* GOAL:
Pictures stay out of the copy; set down each line of the listing below exactly.

* AVAILABLE DATA:
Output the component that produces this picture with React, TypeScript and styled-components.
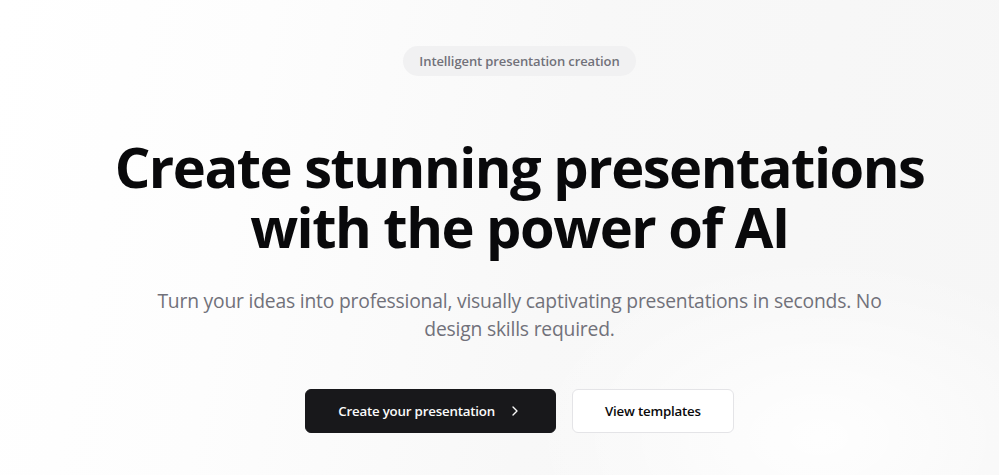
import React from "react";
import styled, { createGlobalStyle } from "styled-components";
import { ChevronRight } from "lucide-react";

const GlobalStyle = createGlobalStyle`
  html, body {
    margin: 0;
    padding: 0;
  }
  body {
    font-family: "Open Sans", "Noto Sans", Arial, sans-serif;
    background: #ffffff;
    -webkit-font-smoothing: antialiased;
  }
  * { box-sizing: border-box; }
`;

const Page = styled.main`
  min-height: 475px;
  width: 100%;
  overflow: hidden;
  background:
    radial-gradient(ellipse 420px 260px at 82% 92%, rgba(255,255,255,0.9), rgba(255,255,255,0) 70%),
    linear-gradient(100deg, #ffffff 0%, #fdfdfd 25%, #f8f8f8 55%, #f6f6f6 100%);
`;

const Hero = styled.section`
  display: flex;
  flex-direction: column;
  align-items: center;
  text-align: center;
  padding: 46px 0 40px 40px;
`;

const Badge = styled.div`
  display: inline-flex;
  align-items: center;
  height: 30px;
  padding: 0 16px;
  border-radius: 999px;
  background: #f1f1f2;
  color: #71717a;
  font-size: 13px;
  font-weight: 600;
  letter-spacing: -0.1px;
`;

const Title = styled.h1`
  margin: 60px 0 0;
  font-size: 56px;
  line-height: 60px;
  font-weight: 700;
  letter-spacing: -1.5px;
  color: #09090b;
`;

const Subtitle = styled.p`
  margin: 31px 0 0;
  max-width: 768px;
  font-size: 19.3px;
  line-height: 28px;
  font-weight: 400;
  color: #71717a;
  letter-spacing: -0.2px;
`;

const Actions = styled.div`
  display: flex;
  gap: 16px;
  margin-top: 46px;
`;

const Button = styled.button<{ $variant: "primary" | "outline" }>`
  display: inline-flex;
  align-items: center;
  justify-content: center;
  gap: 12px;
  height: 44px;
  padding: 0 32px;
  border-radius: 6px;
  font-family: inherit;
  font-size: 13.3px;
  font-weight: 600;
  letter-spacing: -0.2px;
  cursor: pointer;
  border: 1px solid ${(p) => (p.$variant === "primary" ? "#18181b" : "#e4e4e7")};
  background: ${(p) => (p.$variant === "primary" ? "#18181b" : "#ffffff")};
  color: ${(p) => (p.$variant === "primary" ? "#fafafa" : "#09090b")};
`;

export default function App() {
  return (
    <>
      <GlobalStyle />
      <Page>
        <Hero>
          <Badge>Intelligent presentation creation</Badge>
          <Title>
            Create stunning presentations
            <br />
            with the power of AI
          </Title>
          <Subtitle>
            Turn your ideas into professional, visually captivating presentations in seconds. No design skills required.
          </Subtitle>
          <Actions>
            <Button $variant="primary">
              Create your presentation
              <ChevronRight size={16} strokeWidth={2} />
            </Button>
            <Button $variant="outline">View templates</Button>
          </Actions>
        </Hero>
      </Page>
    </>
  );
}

* THE OUTPUT:
Output the component that produces this picture with React, TypeScript and styled-components.
import React from "react";
import styled, { createGlobalStyle } from "styled-components";
import { ChevronRight } from "lucide-react";

const GlobalStyle = createGlobalStyle`
  html, body {
    margin: 0;
    padding: 0;
  }
  body {
    font-family: "Open Sans", "Noto Sans", Arial, sans-serif;
    background: #ffffff;
    -webkit-font-smoothing: antialiased;
  }
  * { box-sizing: border-box; }
`;

const Page = styled.main`
  min-height: 475px;
  width: 100%;
  overflow: hidden;
  background:
    radial-gradient(ellipse 420px 260px at 82% 92%, rgba(255,255,255,0.9), rgba(255,255,255,0) 70%),
    linear-gradient(100deg, #ffffff 0%, #fdfdfd 25%, #f8f8f8 55%, #f6f6f6 100%);
`;

const Hero = styled.section`
  display: flex;
  flex-direction: column;
  align-items: center;
  text-align: center;
  padding: 46px 0 40px 40px;
`;

const Badge = styled.div`
  display: inline-flex;
  align-items: center;
  height: 30px;
  padding: 0 16px;
  border-radius: 999px;
  background: #f1f1f2;
  color: #71717a;
  font-size: 13px;
  font-weight: 600;
  letter-spacing: -0.1px;
`;

const Title = styled.h1`
  margin: 60px 0 0;
  font-size: 56px;
  line-height: 60px;
  font-weight: 700;
  letter-spacing: -1.5px;
  color: #09090b;
`;

const Subtitle = styled.p`
  margin: 31px 0 0;
  max-width: 768px;
  font-size: 19.3px;
  line-height: 28px;
  font-weight: 400;
  color: #71717a;
  letter-spacing: -0.2px;
`;

const Actions = styled.div`
  display: flex;
  gap: 16px;
  margin-top: 46px;
`;

const Button = styled.button<{ $variant: "primary" | "outline" }>`
  display: inline-flex;
  align-items: center;
  justify-content: center;
  gap: 12px;
  height: 44px;
  padding: 0 32px;
  border-radius: 6px;
  font-family: inherit;
  font-size: 13.3px;
  font-weight: 600;
  letter-spacing: -0.2px;
  cursor: pointer;
  border: 1px solid ${(p) => (p.$variant === "primary" ? "#18181b" : "#e4e4e7")};
  background: ${(p) => (p.$variant === "primary" ? "#18181b" : "#ffffff")};
  color: ${(p) => (p.$variant === "primary" ? "#fafafa" : "#09090b")};
`;

export default function App() {
  return (
    <>
      <GlobalStyle />
      <Page>
        <Hero>
          <Badge>Intelligent presentation creation</Badge>
          <Title>
            Create stunning presentations
            <br />
            with the power of AI
          </Title>
          <Subtitle>
            Turn your ideas into professional, visually captivating presentations in seconds. No design skills required.
          </Subtitle>
          <Actions>
            <Button $variant="primary">
              Create your presentation
              <ChevronRight size={16} strokeWidth={2} />
            </Button>
            <Button $variant="outline">View templates</Button>
          </Actions>
        </Hero>
      </Page>
    </>
  );
}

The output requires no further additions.